** BEGIN RECORDS PROVIDED **

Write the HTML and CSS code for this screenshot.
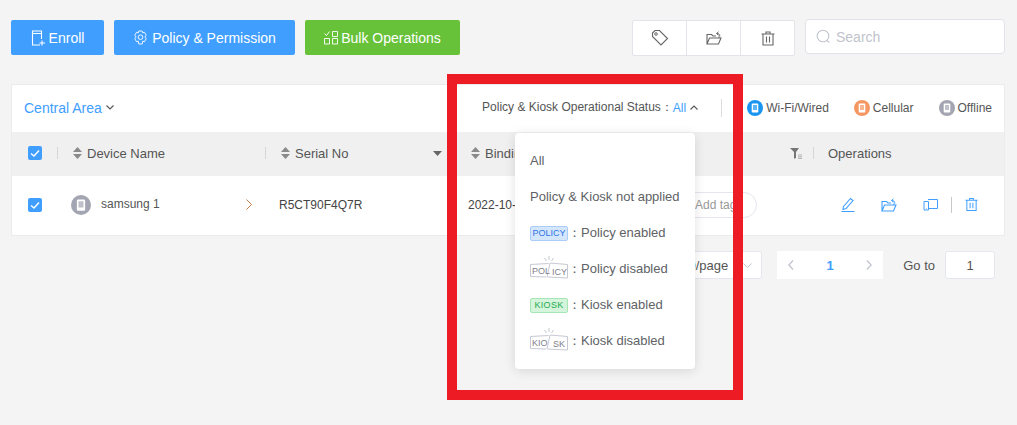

** END RECORDS PROVIDED **
** BEGIN RECORDS PROVIDED **

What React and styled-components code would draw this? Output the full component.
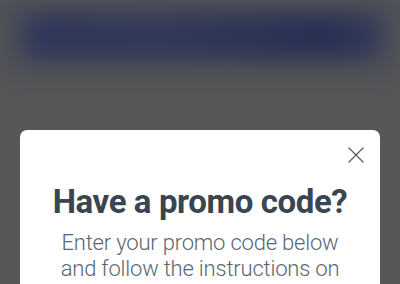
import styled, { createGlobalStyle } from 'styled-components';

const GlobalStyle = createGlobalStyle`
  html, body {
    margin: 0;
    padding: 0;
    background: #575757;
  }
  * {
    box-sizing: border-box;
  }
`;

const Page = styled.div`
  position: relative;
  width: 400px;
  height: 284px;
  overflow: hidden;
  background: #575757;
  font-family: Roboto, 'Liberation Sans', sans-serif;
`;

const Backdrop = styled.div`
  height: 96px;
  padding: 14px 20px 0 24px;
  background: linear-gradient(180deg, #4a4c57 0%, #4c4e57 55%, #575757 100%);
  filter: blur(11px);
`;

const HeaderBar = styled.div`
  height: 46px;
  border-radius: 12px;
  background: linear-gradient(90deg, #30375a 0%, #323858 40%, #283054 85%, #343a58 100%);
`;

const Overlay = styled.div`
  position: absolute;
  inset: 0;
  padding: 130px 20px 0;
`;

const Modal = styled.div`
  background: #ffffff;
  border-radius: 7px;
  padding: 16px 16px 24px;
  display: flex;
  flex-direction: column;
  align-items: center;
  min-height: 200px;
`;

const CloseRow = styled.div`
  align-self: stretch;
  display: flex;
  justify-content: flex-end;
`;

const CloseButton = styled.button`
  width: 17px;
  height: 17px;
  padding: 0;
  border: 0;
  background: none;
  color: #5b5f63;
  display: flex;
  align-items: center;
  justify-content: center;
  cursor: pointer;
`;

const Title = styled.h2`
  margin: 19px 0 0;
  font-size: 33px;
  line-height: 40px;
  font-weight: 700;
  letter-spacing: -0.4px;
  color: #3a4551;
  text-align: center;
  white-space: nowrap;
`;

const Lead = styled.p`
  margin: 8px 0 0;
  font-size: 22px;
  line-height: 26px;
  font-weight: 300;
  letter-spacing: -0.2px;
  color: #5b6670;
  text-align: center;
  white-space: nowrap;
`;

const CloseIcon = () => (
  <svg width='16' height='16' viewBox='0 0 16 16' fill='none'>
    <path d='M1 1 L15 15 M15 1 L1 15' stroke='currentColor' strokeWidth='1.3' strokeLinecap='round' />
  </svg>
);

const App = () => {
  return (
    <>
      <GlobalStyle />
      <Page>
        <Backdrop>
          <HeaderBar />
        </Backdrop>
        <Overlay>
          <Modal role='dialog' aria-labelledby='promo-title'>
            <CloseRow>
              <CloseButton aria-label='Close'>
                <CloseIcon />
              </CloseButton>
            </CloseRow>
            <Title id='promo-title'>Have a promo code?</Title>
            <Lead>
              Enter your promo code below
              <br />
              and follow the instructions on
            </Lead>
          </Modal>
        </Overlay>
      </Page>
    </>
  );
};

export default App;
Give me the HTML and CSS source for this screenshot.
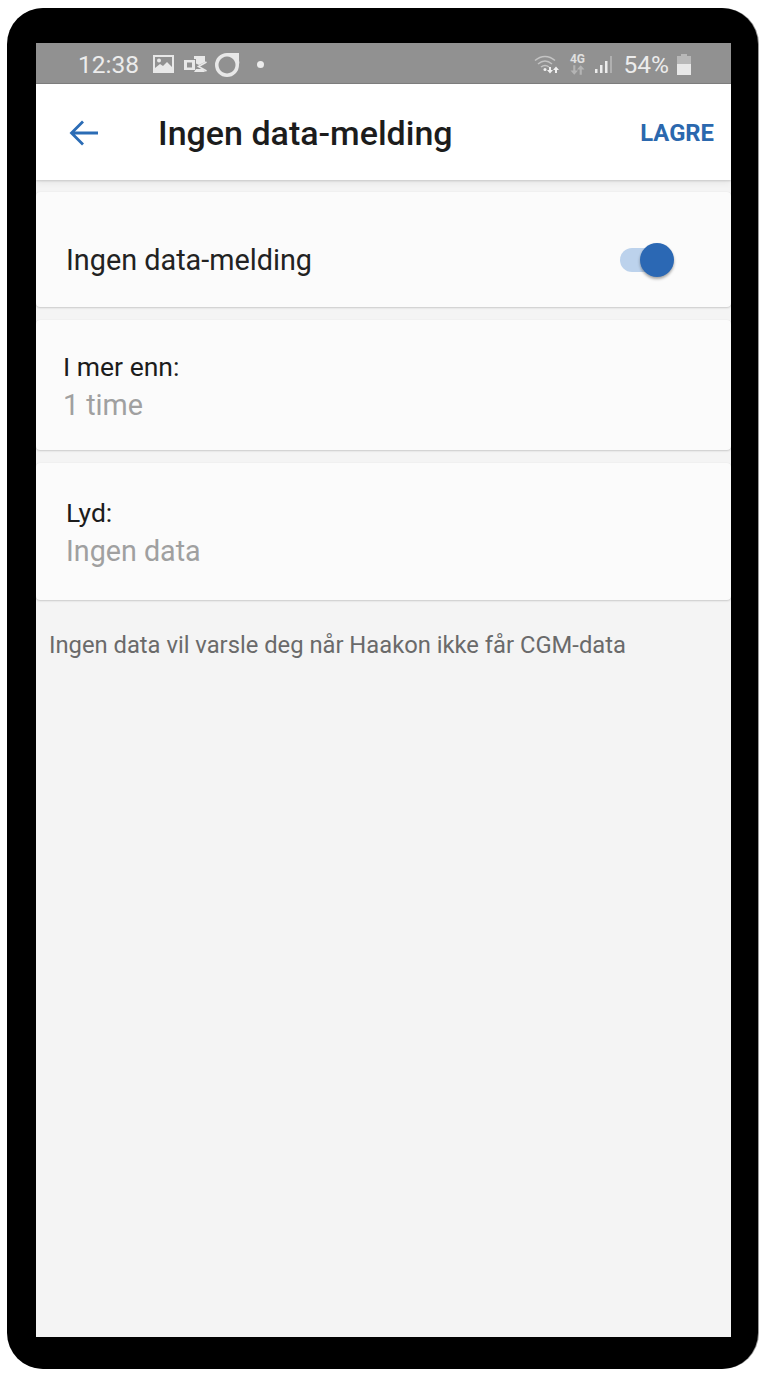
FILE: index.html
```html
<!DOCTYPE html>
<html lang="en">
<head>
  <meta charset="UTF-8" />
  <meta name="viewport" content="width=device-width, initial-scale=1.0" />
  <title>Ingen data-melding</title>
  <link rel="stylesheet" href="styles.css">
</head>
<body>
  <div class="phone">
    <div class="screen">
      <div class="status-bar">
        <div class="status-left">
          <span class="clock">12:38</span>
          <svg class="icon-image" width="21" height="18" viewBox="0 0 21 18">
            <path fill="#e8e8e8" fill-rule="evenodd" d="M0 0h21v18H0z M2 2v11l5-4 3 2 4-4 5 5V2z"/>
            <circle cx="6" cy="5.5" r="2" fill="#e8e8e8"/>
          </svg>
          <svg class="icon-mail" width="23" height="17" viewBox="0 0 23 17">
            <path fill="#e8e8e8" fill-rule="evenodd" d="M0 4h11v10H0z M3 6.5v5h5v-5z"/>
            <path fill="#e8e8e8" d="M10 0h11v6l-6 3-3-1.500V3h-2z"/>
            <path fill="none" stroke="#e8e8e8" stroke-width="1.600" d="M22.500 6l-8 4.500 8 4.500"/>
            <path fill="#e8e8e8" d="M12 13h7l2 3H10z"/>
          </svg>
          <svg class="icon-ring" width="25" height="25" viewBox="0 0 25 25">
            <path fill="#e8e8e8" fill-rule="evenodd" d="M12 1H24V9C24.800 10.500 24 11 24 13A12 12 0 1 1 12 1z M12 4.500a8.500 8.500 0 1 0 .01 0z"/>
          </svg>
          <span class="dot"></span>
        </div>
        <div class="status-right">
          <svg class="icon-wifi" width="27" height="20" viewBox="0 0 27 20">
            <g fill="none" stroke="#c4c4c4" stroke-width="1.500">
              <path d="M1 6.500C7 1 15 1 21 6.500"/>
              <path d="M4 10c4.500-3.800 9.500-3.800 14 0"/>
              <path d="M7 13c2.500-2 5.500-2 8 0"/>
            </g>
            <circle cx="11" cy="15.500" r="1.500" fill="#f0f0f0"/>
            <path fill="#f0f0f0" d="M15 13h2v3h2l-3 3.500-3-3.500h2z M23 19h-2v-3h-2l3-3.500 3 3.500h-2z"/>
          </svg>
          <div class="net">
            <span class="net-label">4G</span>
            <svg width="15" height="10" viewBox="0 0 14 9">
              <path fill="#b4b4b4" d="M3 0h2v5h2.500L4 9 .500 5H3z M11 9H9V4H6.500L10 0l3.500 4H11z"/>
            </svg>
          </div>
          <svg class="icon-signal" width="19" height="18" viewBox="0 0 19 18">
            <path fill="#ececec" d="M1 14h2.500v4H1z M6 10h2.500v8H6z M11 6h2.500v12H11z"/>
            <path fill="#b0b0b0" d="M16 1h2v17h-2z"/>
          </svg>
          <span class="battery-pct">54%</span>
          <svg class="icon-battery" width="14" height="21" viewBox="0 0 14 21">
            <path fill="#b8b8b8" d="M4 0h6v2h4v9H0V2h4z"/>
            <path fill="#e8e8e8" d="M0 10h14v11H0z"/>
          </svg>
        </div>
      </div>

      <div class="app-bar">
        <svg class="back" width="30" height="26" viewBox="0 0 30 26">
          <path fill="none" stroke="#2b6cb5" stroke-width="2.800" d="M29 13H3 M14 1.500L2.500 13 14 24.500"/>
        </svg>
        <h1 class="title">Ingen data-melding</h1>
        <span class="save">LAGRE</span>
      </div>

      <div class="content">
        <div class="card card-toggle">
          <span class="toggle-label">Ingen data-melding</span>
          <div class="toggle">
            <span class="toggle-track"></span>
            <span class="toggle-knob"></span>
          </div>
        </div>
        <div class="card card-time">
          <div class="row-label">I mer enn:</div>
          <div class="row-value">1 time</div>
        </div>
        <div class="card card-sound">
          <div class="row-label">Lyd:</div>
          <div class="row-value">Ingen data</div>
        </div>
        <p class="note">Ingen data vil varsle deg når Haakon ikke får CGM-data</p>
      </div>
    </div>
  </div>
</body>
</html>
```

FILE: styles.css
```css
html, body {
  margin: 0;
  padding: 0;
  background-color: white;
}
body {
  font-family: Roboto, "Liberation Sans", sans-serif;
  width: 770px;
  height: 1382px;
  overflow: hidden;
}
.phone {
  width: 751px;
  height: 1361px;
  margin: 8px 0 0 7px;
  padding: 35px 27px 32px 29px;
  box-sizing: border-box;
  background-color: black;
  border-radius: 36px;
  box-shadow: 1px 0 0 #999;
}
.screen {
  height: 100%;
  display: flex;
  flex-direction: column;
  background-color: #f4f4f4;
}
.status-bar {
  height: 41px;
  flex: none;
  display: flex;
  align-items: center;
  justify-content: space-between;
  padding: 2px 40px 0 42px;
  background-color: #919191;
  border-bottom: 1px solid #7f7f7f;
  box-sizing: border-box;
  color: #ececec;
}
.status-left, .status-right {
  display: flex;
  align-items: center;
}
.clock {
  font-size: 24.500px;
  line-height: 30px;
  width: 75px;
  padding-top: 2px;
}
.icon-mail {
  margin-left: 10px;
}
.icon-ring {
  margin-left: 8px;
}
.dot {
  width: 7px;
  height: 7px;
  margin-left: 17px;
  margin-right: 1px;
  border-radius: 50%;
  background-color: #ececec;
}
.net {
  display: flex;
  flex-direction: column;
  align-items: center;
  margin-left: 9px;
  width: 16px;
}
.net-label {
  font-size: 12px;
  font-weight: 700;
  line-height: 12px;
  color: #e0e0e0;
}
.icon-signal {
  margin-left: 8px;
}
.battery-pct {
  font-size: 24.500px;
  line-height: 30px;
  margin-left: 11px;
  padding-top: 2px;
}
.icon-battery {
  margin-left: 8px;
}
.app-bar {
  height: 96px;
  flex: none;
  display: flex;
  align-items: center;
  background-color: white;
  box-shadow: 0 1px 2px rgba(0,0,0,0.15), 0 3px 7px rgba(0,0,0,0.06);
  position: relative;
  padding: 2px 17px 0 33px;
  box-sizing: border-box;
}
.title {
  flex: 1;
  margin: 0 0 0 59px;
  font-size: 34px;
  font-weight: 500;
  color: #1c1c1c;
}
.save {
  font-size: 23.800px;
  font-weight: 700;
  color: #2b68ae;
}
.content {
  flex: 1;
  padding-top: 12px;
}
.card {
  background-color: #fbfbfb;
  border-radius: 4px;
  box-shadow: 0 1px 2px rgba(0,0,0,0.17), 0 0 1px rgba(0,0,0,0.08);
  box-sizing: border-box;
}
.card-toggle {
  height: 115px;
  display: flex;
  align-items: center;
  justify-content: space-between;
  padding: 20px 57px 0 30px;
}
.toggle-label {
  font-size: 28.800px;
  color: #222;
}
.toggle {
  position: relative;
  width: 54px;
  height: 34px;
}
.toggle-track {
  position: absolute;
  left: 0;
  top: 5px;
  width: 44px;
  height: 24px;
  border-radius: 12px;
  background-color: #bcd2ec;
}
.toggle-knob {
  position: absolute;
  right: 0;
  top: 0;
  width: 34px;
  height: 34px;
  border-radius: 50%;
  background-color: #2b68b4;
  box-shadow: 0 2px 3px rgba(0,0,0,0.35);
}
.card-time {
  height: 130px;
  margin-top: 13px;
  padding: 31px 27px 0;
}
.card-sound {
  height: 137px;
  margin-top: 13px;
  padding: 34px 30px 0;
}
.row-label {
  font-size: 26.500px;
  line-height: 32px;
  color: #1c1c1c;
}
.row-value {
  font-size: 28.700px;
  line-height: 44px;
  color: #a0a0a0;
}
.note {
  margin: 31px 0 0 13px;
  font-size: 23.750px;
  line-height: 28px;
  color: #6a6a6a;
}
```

** END RECORDS PROVIDED **

## TASK INSTRUCTIONS
Working from the listing above, pick out every line that has "styled" and copy it.

## RESPONSE TO THIS EXERCISE
What React and styled-components code would draw this? Output the full component.
import styled, { createGlobalStyle } from 'styled-components';
const Page = styled.div`
const Backdrop = styled.div`
const HeaderBar = styled.div`
const Overlay = styled.div`
const Modal = styled.div`
const CloseRow = styled.div`
const CloseButton = styled.button`
const Title = styled.h2`
const Lead = styled.p`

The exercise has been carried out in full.